Unique, a holding company for a number of Mr Edmonds’ business interests, had taken out a loan with HBOS to expand its activities. This was secured against its assets, including some 14m shares that Unique held in UBC, a broadcasting company that was also formed by Mr Edmonds.

Under the terms of the contract, Unique was unable to sell its UBC shares without the approval of HBOS. Mr Edmonds also backed the loan with a personal guarantee to the tune of £1.5m.

Mr Edmonds alleges that he and Paul Pascoe, his business partner, made several attempts between 2003 and 2006 to sell shares in UBC at a price that would have fully repaid the loan. However, he alleges these attempts were blocked without any explanation by Dobson.

The letter says: “The primary cause of Unique’s insolvency was the repeated blocking of share sales by Mr Dobson/HBOS.

If Unique’s debt to HBOS had been paid off — as it well could have been had HBOS not blocked the share sale — there would have been no call upon the personal guarantee required of [Mr Edmonds] by HBOS.”The letter also asserts that forcing Unique under was part of Dobson’s dealings with Quayside, the turnround company involved in the scam. David Mills, who ran Quayside, was one of those jailed.

Dobson and Lynden Scourfield, his former colleague in HBOS’s “high risk” department, referred businesses to Mills’ operation in return for money, holidays and sex with prostitutes. Mills then demanded huge fees from the small businesses and took some of them over, stripping them of their assets.

Mr Edmonds’ letter says: “The purpose behind the strategy of HBOS in actively preventing the realisation of the significant value of the UBC Media shares is now clear. It was to force Unique firstly into the hands of the corrupt David Mills and his wife’s turnaround company so that they could milk Unique for fees while conspiring to destroy it.

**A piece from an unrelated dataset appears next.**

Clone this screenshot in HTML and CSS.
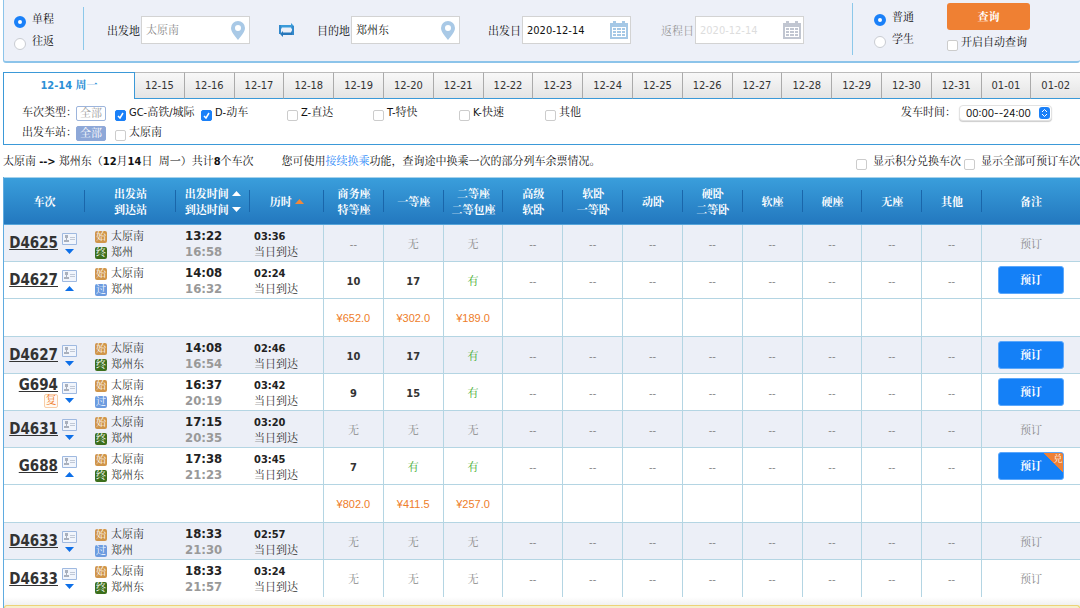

”The letter asserts that Dobson forced Mr Edmonds to sell one of Unique’s most valuable assets, a stake in a video conferencing company, at a “knockdown price” by threatening to withdraw the loan facility if he refused to co-operate. The business was sold in late 2006 to individuals connected with Interregnum, which was Quayside’s parent company at the time.

HBOS put Unique into liquidation in April 2007, at which stage it owed £2.5m on its loan facility, down from £4.4m in the autumn of 2005.

The business was, at the time, in dispute with another creditor, the finance company Lombard, owned by Royal Bank of Scotland, over the lease of a helicopter that Unique had returned as defective. Mr Edmonds claims that Dobson’s actions made it impossible to defend this dispute.

The celebrity’s demand comes just days before the government sells off its stake in Lloyds almost a decade after the financial crisis.

Lloyds would not confirm the claim from Mr Edmonds, or that it had been included in its compensation review. The bank said the scheme would not be capped at £100m. “If the review determines that the level of compensation due requires us to increase the provision, then we will absolutely do so,” it said.

Lloyds bosses are likely to face questions from clients and investors at the bank’s annual meeting on Thursday, both about the scandal and its compensation scheme.